La recherche de solutions face aux limites d’Eutelsat OneWeb
Le partenariat entre Taiwan et Eutelsat OneWeb a montré des failles importantes. Selon Wu Cheng-wen, ministre de la Technologie, la bande passante offerte par OneWeb ne répond pas aux besoins réels du pays. De plus, les retards perçus dans le développement de la deuxième génération de satellites suscitent des inquiétudes, bien que Eutelsat OneWeb ait affirmé qu’il n’y avait aucune difficulté financière ni retard.
Eutelsat présente cependant des défis structurels : sa dette nette atteignait quatre fois ses bénéfices avant intérêts et taxes en septembre 2023. De plus, des ajustements récents des prévisions de revenus pour 2024 et 2025 révèlent une incertitude sur la viabilité économique de ses projets. Ces limitations poussent Taiwan à diversifier ses partenaires pour garantir une infrastructure résiliente.
Amazon Kuiper : une alternative prometteuse
Amazon Kuiper, en phase avancée de développement, est perçu par Taipei comme une solution plus fiable. Avec des satellites en orbite basse (LEO) à environ 500-2 000 km d’altitude, Kuiper promet un service compétitif dès 2024. La faible latence de ces réseaux LEO en fait une option viable pour des communications robustes, même en cas de coupure des câbles sous-marins.
L’approche modulaire et l’expertise logistique d’Amazon offrent des garanties. Le projet prévoit de lancer plus de 3 200 satellites, à l’instar de la constellation Starlink. Cette capacité répond à la demande croissante pour des communications sécurisées, tant pour les institutions publiques que pour le secteur privé.

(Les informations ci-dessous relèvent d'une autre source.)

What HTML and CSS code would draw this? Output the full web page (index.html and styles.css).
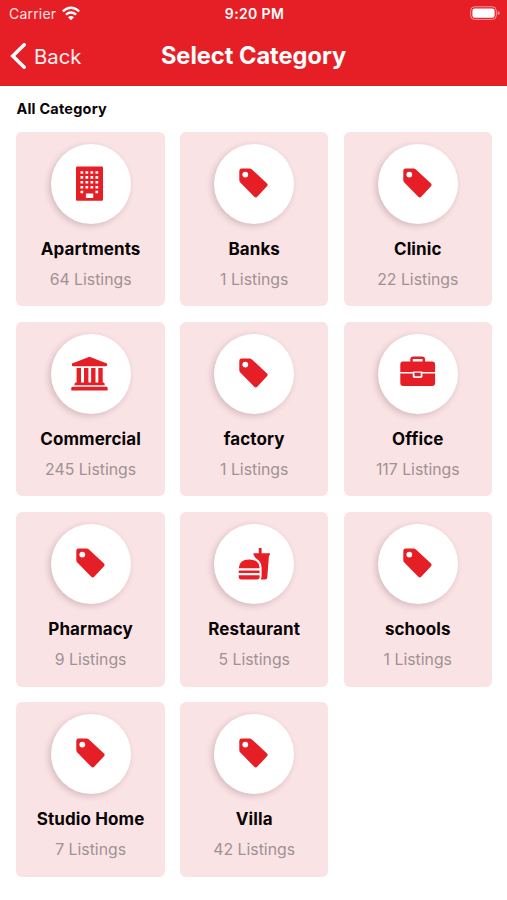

L’exclusion de Starlink : enjeux politiques et stratégiques
Malgré son efficacité démontrée en Ukraine, Starlink, opéré par SpaceX, n’est pas envisagé par Taiwan. Les raisons sont multiples. Tout d’abord, les intérêts économiques d’Elon Musk en Chine posent un risque potentiel. Musk a publiquement soutenu des positions favorables à Pékin concernant la souveraineté de Taiwan, ce qui complique toute coopération stratégique.
De plus, les exigences de Taiwan, notamment une participation majoritaire d’au moins 50 % dans toute entreprise conjointe, ont été rejetées par SpaceX. Ces conditions visent à garantir un contrôle souverain sur les infrastructures critiques, une priorité face aux pressions extérieures.
Une stratégie nationale pour l’autonomie spatiale
En parallèle des discussions internationales, Taiwan développe son propre programme spatial. Le gouvernement prévoit de construire une constellation de satellites en orbite basse sous l’égide de l’agence spatiale nationale. Une base de lancement dans le sud-est de Taiwan est en cours de planification, avec des lancements prévus d’ici cinq ans.
Cette initiative vise à réduire la dépendance envers des partenaires étrangers tout en renforçant les capacités locales. L’investissement dans des lanceurs et satellites nationaux permettra également de répondre aux besoins spécifiques de défense et de communication.
Conséquences économiques et géopolitiques
Les efforts de Taiwan pour sécuriser ses communications illustrent l’importance stratégique des satellites dans les conflits modernes. En cas d’attaque chinoise, la destruction ou le sabotage des câbles sous-marins pourrait isoler l’île. Les réseaux LEO, tels que ceux proposés par Kuiper, offrent une redondance essentielle.
Cependant, ces initiatives ont un coût. Le développement d’une constellation nationale pourrait dépasser les 500 millions d’euros, selon les estimations. À cela s’ajoutent les dépenses liées à la mise en place d’une base de lancement et au maintien des infrastructures.
Sur le plan géopolitique, les choix de Taiwan renforcent ses alliances avec les pays occidentaux, tout en exacerbant les tensions avec la Chine. Ces décisions mettent en lumière la dépendance croissante des gouvernements envers des entreprises privées pour répondre à des enjeux stratégiques.